Garden worker, with skirt and hat to make it more authentic

Door of the day

Door of the day with dog of the day

Cajamarca from mirrador 3

View of the city from the mirador

Tonight we are having a birthday dinner with Hana and Mark, and probably Richard – the bike packers.  It is Mark’s birthday today.  I think that they invited us because we culled 5kg of weight from our bags.  While not bike packers, we are 5kg closer towards legitimate touring weights.

Tomorrow we hit the road, well rested and fed.  The next 10 days are pretty mountainous and we think there may be another record height pass to cross.  But more on that later, I’ve got to take another look at our new stove to see if we can’t get it working more optimally before leaving here…

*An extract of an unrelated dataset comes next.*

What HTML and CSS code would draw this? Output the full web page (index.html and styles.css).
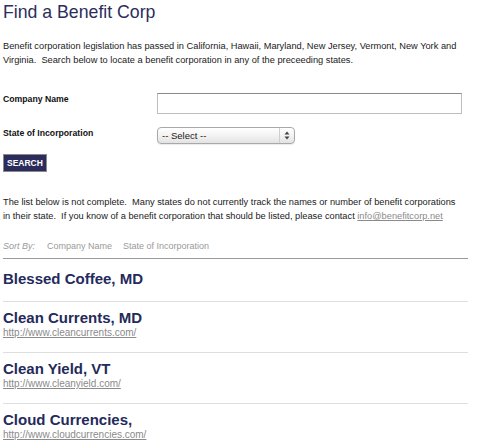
FILE: index.html
```html
<!DOCTYPE html>
<html>
<head>
<meta charset="utf-8">
<link rel="stylesheet" href="styles.css">
</head>
<body>
<div class="page">
  <h1 class="title">Find a Benefit Corp</h1>
  <p class="intro">Benefit corporation legislation has passed in California, Hawaii, Maryland, New Jersey, Vermont, New York and Virginia.&nbsp; Search below to locate a benefit corporation in any of the preceeding states.</p>

  <form class="search-form">
    <div class="form-row row-name">
      <label class="form-label">Company Name</label>
      <input class="text-input" type="text">
    </div>
    <div class="form-row row-state">
      <label class="form-label">State of Incorporation</label>
      <div class="select-box">
        <span class="select-text">-- Select --</span>
        <span class="select-arrows">
          <svg width="6" height="9" viewBox="0 0 6 9"><path d="M3 0.5 L5.5 3.5 L0.5 3.5 Z" fill="#444"/><path d="M3 8.5 L5.5 5.5 L0.5 5.5 Z" fill="#444"/></svg>
        </span>
      </div>
    </div>
    <button class="search-btn" type="button">SEARCH</button>
  </form>

  <p class="notice">The list below is not complete.&nbsp; Many states do not currently track the names or number of benefit corporations in their state.&nbsp; If you know of a benefit corporation that should be listed, please contact <a class="mail-link" href="#">info@benefitcorp.net</a></p>

  <div class="sort-bar">
    <span class="sort-label">Sort By:</span>
    <span class="sort-opt">Company Name</span>
    <span class="sort-opt">State of Incorporation</span>
  </div>

  <ul class="corp-list">
    <li class="corp">
      <h2 class="corp-name">Blessed Coffee, MD</h2>
    </li>
    <li class="corp">
      <h2 class="corp-name">Clean Currents, MD</h2>
      <a class="corp-url" href="#">http://www.cleancurrents.com/</a>
    </li>
    <li class="corp">
      <h2 class="corp-name">Clean Yield, VT</h2>
      <a class="corp-url" href="#">http://www.cleanyield.com/</a>
    </li>
    <li class="corp">
      <h2 class="corp-name">Cloud Currencies,</h2>
      <a class="corp-url" href="#">http://www.cloudcurrencies.com/</a>
    </li>
  </ul>
</div>
</body>
</html>
```

FILE: styles.css
```css
html, body {
  margin: 0;
  padding: 0;
  background: #fff;
}

body {
  font-family: "Liberation Sans", Arial, Helvetica, sans-serif;
  color: #1a1a1a;
}

.page {
  width: 465px;
  padding: 0 0 0 3px;
}

.title {
  margin: 0;
  padding-top: 1px;
  font-size: 17.7px;
  line-height: 22px;
  font-weight: normal;
  color: #2b2d5c;
}

.intro {
  margin: 16px 0 0;
  font-size: 9.25px;
  line-height: 14px;
  color: #1a1a1a;
}

.search-form {
  margin: 26px 0 0;
}

.form-row {
  display: flex;
  align-items: flex-start;
}

.form-label {
  width: 154px;
  flex: none;
  font-size: 8.7px;
  line-height: 14px;
  font-weight: bold;
  color: #111;
}

.row-name .form-label {
  margin-top: -1px;
}

.text-input {
  box-sizing: border-box;
  width: 305px;
  height: 21px;
  margin: 0;
  padding: 0;
  border: 1px solid #bdbdbd;
  border-top-color: #8a8a8a;
  background: #fff;
  outline: none;
}

.row-state {
  margin-top: 12px;
}

.select-box {
  box-sizing: border-box;
  width: 138px;
  height: 17px;
  margin-top: 1px;
  display: flex;
  align-items: center;
  border: 1px solid #a9a9a9;
  border-radius: 4px;
  background: linear-gradient(#ffffff, #f4f4f4 45%, #e3e3e3);
  box-shadow: 0 1px 1px rgba(0,0,0,0.08);
}

.select-text {
  flex: 1;
  padding-left: 4px;
  font-size: 9.5px;
  line-height: 15px;
  color: #222;
}

.select-arrows {
  width: 14px;
  height: 15px;
  display: flex;
  align-items: center;
  justify-content: center;
  border-left: 1px solid #cfcfcf;
}

.search-btn {
  display: block;
  margin: 10px 0 0;
  box-sizing: border-box;
  height: 18px;
  padding: 0 3px;
  border: 1px solid #8a8a8a;
  background: #2b2c5b;
  color: #fff;
  font-family: "Liberation Sans", Arial, Helvetica, sans-serif;
  font-size: 8.5px;
  font-weight: bold;
  line-height: 16px;
}

.notice {
  margin: 23px 0 0;
  max-width: 458px;
  font-size: 9.25px;
  line-height: 14px;
  color: #1a1a1a;
}

.mail-link {
  color: #8a8a8a;
  text-decoration: underline;
}

.sort-bar {
  margin-top: 16px;
  padding-bottom: 5px;
  border-bottom: 1px solid #9a9a9a;
  display: flex;
  gap: 11px;
  font-size: 9px;
  line-height: 14px;
  color: #9a9a9a;
}

.sort-label {
  font-style: italic;
  margin-right: 1px;
}

.corp-list {
  list-style: none;
  margin: 4px 0 0;
  padding: 0;
}

.corp {
  padding: 7px 0 13px;
  border-bottom: 1px solid #dedede;
}

.corp-name {
  margin: 0;
  font-size: 15px;
  line-height: 18px;
  font-weight: bold;
  color: #242a5c;
}

.corp-url {
  display: block;
  font-size: 10px;
  line-height: 12px;
  color: #8a8a8a;
  text-decoration: underline;
}
```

6 thoughts on “End of the Inca and other tales from Cajamarca

  1. You will be motoring up those hills tomorrow! Great door of the day. I hope you are keeping your other stove as well!

  2. I spent about a week in Huaraz nearly a decade ago. Much of my visit is a blur due to altitude sickness, so I’m excited to read your posts about the town. I do remember struggling to climb a mountain while our guide trotted up in sandals! I’m amazed at your mountain climbing prowess as well!